Вспоминали, что и гроза крестоносцев Саладин, или, вернее, Салах ад-Дин (1138–1193 гг.), многие свои победы одержал на сирийской земле, где и остался лежать рядом с дамасской мечетью Омейядов. В этой же мечети, бывшей сначала арамейским святилищем бога-громовержца Хадада, затем римским храмом Юпитера, а позже христианской базиликой, покоится, по преданию, голова Иоанна Крестителя.
Мусульмане-шииты верят, что другая гробница, находящаяся в восточной части мечети Омейядов, хранит голову имама Хусейна, внука Мухаммеда. Немало других легендарных могил знает Сирия. Самая знаменитая из них — могила Авеля, жертвы первого братоубийства, согласно Библии и Корану. У небольшого святилища, увенчанного куполом с полумесяцем, юноши из религиозной общины друзов до сих пор по пятницам водят хороводы в честь первого мученика.
Многое еще мог бы сказать стародавний панегирист во славу Сирии. Но в любых похвалах он вряд ли вышел бы за пределы библейского и мусульманского преданий. В последнем особенно сильно проявился дух кочевников-бедуинов, относившихся к царственным развалинам языческого прошлого без особого любопытства, но со страхом и предубеждением.

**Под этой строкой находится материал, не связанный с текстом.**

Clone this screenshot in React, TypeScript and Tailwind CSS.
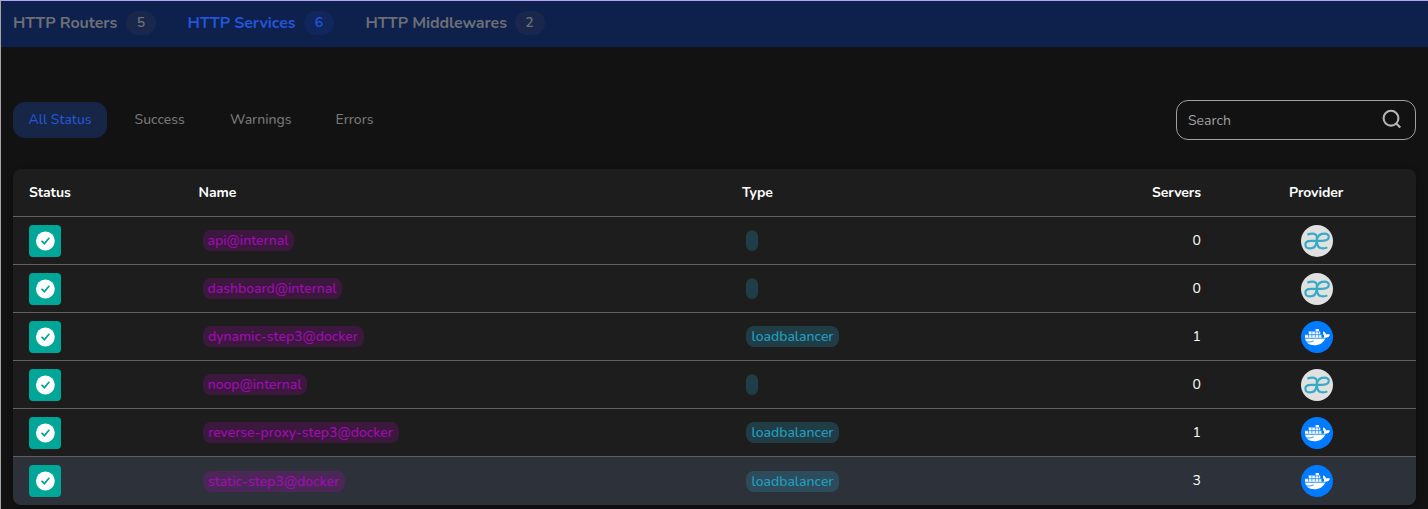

Громадный римский амфитеатр в Боере, способный когда-то вместить пятнадцать тысяч зрителей, гигантские храмы Баальбека, гордые колоннады и арки занесенной песками Пальмиры и другие памятники объявлялись творением нечистой силы, работой джиннов и шайтанов. Еще доисламский поэт ан-Набига аз-Зубьяни знал легенду о том, что Пальмиру построили джинны по велению царя Соломона, которому, как позже было сказано в 38-й суре Корана, Аллах подчинил «шайтанов, всякого строителя и водолаза». Поэтому и сейчас не каждый отважится разгуливать среди развалин после захода солнца.